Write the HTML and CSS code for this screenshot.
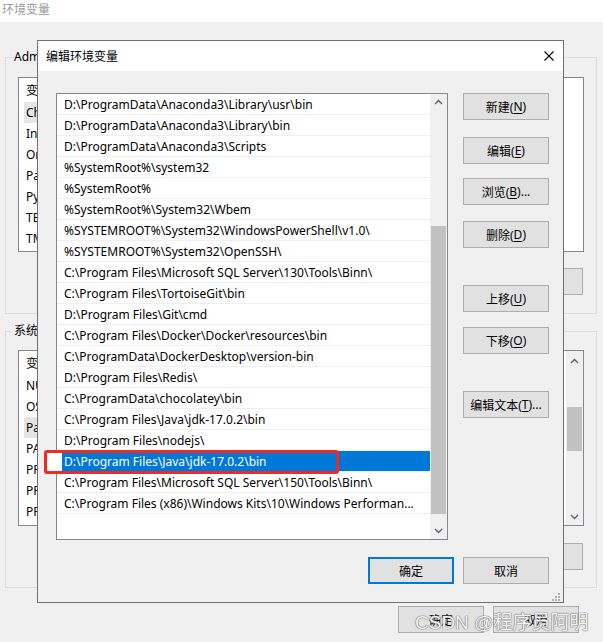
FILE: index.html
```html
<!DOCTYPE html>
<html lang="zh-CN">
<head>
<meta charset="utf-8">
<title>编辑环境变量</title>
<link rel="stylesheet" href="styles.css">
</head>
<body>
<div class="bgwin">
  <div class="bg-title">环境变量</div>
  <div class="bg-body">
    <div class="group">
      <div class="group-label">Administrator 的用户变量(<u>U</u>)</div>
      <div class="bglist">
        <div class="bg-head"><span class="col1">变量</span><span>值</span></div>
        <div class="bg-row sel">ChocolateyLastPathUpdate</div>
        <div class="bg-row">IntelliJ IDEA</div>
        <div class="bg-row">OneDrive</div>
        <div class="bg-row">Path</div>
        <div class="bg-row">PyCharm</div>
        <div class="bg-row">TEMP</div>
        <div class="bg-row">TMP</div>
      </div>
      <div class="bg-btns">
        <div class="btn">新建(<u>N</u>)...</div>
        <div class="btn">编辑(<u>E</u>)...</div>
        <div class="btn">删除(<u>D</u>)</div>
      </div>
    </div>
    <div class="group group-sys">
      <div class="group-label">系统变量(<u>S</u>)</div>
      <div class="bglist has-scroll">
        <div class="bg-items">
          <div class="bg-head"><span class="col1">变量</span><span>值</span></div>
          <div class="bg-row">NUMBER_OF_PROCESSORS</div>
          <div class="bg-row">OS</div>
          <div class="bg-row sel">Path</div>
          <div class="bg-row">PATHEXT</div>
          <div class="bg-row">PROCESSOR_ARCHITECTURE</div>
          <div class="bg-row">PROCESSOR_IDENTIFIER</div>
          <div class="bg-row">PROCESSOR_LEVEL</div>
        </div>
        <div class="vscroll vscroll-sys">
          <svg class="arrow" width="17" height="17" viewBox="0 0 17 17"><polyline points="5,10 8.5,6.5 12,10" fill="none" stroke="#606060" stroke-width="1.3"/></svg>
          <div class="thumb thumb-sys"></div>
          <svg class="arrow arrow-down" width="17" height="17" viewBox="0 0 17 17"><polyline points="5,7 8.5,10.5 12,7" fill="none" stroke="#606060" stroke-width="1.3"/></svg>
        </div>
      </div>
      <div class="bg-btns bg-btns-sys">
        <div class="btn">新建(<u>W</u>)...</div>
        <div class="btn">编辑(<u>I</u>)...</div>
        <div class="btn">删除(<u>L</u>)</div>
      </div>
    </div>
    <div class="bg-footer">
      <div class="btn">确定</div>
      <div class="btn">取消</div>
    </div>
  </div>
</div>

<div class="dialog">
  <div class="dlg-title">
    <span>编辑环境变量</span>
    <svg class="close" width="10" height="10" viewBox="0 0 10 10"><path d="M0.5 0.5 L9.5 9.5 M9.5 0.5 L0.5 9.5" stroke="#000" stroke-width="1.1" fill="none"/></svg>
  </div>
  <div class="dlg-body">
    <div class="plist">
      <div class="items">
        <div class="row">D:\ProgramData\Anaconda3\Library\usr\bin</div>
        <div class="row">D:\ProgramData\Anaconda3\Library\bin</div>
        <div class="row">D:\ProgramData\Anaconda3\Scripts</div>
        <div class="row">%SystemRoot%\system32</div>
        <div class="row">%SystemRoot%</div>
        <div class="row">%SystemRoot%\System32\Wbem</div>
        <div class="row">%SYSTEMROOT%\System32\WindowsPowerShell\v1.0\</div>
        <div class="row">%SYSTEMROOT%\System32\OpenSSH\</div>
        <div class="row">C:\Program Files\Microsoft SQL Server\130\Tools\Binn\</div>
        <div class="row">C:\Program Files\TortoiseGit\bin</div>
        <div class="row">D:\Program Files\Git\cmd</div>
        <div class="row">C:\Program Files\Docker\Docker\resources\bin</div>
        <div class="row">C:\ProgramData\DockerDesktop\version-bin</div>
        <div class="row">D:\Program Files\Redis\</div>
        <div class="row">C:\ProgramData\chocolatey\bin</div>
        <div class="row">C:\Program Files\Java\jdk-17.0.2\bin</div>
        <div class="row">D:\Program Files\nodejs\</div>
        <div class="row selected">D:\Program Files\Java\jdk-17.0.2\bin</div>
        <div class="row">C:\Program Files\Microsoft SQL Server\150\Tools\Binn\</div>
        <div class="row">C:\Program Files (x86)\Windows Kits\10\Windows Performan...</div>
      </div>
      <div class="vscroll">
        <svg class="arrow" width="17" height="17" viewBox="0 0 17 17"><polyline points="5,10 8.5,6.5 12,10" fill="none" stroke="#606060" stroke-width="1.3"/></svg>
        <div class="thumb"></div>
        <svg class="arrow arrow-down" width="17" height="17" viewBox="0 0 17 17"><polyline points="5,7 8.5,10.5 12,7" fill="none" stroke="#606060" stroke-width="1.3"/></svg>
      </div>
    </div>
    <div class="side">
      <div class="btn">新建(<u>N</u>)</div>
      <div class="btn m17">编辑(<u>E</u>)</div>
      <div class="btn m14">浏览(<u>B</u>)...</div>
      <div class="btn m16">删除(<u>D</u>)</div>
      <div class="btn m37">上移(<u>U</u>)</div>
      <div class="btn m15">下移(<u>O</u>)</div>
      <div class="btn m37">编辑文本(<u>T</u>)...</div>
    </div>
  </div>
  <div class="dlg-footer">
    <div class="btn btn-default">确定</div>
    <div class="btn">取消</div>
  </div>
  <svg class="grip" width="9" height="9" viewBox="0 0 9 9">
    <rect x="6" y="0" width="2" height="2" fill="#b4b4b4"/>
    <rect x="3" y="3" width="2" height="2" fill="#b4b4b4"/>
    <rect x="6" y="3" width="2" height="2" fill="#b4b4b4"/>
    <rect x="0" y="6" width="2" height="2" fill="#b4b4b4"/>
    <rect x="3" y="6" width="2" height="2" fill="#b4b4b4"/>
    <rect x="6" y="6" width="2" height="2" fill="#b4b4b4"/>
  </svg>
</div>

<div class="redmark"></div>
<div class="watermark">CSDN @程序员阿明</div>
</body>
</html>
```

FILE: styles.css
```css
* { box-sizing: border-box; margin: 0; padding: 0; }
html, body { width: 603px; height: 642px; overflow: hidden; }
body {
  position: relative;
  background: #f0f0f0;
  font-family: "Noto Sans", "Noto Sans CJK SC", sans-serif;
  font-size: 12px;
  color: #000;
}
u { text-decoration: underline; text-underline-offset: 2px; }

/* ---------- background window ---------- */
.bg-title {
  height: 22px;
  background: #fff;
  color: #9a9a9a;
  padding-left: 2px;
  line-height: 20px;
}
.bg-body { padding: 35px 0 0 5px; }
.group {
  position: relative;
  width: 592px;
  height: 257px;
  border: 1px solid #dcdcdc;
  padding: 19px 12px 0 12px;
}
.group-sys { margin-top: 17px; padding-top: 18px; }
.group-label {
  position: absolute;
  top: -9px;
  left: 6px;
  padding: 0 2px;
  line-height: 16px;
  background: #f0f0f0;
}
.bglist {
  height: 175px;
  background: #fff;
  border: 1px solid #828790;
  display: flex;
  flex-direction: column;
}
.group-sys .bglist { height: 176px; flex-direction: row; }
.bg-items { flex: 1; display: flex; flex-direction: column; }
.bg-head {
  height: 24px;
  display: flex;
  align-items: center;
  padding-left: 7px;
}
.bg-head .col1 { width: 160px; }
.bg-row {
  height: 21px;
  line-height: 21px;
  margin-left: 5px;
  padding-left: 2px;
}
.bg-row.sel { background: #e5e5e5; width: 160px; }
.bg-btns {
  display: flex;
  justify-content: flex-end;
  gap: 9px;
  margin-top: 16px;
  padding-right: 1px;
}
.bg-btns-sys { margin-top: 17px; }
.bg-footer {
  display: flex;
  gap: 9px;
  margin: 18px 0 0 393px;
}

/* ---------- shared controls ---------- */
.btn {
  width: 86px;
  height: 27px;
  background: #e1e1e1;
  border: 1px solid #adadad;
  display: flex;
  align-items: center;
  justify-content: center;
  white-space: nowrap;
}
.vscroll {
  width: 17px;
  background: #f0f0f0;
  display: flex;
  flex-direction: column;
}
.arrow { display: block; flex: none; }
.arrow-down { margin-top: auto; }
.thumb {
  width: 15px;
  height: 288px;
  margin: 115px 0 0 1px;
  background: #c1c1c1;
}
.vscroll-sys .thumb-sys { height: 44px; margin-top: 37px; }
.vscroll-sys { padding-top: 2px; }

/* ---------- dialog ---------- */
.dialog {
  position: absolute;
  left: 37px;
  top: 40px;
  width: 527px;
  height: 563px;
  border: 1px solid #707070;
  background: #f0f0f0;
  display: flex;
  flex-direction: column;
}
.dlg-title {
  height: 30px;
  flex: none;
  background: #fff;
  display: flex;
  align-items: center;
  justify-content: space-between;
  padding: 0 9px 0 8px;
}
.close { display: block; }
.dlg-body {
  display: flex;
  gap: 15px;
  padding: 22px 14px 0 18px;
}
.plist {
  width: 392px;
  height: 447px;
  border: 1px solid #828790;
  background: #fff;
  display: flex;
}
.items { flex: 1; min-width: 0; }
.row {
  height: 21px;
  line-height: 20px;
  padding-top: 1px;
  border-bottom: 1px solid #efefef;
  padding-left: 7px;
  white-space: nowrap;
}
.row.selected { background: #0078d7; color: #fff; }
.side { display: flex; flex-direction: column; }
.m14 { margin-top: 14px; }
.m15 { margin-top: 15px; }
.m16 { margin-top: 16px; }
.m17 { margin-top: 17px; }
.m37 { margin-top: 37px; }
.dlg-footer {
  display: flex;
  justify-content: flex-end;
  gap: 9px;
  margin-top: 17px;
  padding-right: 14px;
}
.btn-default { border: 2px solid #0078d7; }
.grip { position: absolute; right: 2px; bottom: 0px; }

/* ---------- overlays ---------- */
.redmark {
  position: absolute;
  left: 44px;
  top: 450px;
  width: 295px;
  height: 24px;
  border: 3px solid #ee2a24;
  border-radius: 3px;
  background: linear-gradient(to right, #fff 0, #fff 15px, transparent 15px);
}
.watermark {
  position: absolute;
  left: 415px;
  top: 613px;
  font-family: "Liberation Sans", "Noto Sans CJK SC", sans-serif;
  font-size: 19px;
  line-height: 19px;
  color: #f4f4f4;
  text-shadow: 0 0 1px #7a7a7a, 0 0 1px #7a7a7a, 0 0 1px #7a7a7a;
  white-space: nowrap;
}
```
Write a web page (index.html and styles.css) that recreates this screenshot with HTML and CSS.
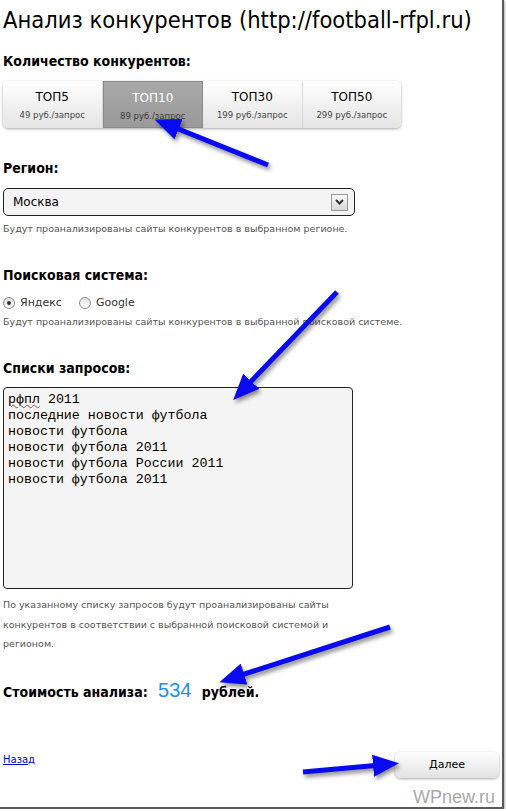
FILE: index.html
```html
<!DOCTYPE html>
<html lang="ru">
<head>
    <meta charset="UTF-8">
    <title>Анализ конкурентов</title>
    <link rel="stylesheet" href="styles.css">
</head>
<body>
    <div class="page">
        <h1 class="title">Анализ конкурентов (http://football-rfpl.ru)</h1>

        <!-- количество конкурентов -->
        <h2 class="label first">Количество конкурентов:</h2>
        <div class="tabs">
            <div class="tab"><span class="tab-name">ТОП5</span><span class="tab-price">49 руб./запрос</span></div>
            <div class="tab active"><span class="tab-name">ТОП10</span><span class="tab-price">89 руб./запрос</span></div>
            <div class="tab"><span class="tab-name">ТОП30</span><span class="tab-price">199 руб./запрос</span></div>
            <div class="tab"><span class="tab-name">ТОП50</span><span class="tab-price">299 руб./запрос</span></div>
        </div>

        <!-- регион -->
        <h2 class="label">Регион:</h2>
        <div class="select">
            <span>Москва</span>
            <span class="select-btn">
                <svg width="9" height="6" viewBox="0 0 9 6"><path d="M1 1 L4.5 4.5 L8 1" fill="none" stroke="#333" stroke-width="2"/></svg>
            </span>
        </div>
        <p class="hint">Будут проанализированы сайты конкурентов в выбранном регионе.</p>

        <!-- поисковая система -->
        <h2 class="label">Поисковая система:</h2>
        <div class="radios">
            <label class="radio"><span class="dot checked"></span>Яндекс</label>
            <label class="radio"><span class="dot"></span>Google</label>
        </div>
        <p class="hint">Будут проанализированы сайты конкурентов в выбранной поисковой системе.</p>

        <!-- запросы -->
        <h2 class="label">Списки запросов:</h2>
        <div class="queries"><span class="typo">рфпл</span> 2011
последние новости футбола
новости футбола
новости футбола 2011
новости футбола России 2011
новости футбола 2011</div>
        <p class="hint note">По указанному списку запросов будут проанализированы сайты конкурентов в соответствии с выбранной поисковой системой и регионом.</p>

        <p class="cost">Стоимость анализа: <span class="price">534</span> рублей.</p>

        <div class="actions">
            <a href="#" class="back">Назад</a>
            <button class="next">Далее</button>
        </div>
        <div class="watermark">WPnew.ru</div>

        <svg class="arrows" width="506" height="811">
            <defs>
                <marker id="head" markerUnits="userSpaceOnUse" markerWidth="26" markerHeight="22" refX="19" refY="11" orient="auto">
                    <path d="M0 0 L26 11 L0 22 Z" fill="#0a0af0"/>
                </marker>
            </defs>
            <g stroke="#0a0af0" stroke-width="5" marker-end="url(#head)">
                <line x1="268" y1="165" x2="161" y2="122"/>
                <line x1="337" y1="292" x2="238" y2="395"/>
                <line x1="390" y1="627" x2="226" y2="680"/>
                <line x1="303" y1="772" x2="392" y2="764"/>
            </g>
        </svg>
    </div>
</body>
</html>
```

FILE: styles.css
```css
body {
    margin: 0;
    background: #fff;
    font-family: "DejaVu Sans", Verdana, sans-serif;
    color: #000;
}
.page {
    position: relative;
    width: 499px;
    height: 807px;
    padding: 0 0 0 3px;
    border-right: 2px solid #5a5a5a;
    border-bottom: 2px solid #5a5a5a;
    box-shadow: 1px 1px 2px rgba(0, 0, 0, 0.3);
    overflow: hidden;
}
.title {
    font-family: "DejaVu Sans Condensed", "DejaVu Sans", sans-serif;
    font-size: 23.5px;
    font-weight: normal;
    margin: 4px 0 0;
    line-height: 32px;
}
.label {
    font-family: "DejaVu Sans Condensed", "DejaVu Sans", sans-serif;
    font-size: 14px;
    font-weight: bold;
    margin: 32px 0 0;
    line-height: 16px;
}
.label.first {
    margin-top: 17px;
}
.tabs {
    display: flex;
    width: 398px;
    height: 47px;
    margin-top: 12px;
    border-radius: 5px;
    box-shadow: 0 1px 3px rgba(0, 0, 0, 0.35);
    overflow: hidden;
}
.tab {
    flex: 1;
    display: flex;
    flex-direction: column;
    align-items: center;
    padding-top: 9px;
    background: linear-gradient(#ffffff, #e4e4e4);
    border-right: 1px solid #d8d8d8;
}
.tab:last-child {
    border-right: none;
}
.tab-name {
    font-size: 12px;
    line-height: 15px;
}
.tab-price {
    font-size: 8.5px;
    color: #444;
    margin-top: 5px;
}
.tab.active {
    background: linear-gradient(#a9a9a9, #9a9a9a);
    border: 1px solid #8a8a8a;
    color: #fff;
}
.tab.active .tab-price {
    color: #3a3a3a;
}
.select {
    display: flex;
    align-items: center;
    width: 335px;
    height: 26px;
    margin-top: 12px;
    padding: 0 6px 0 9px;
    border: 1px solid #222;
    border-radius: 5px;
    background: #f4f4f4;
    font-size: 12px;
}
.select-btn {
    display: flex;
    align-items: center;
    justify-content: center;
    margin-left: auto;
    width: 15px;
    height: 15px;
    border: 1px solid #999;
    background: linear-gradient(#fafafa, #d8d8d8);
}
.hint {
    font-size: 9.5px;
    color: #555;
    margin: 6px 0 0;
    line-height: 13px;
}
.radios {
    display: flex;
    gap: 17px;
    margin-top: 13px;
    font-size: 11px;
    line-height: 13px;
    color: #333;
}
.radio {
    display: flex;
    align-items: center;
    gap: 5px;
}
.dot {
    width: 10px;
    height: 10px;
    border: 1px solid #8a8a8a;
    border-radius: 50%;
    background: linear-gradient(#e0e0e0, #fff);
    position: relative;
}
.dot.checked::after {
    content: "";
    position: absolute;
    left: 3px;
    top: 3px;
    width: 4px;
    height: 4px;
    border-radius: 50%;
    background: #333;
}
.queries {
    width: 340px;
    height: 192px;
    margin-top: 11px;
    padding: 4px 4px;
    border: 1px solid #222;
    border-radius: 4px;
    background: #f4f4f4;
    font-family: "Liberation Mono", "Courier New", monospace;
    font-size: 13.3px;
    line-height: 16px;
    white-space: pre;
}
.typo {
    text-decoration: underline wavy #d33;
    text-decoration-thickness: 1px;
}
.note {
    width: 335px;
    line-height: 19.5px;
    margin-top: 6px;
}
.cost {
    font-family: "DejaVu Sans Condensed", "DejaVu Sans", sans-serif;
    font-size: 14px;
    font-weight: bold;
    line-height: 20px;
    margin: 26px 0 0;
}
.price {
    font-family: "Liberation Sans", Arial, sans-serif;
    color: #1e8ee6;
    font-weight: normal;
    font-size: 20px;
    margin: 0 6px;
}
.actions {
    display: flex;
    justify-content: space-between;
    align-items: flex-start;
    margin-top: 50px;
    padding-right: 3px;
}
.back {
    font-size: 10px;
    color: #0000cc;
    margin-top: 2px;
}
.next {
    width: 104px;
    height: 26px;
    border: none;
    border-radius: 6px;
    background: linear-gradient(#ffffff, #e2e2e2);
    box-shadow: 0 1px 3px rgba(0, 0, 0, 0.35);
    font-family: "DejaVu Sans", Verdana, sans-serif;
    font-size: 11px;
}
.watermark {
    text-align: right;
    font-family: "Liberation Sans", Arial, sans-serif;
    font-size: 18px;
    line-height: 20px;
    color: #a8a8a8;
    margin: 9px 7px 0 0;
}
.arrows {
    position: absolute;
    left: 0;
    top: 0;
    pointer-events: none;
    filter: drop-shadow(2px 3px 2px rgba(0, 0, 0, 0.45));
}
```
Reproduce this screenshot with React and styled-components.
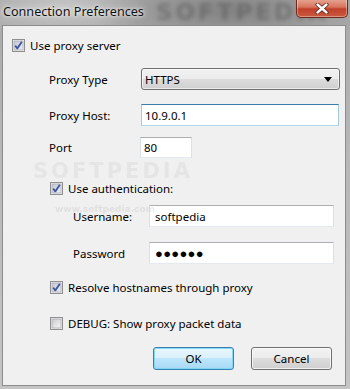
::::
* _Exercise_
Among the lines of the material, find those that hold the word "styles" and copy them.

* _Exercise solution_
<link rel="stylesheet" href="styles.css">
FILE: styles.css
Write a web page (index.html and styles.css) that recreates this screenshot with HTML and CSS.
    <link rel="stylesheet" href="styles.css">
FILE: styles.css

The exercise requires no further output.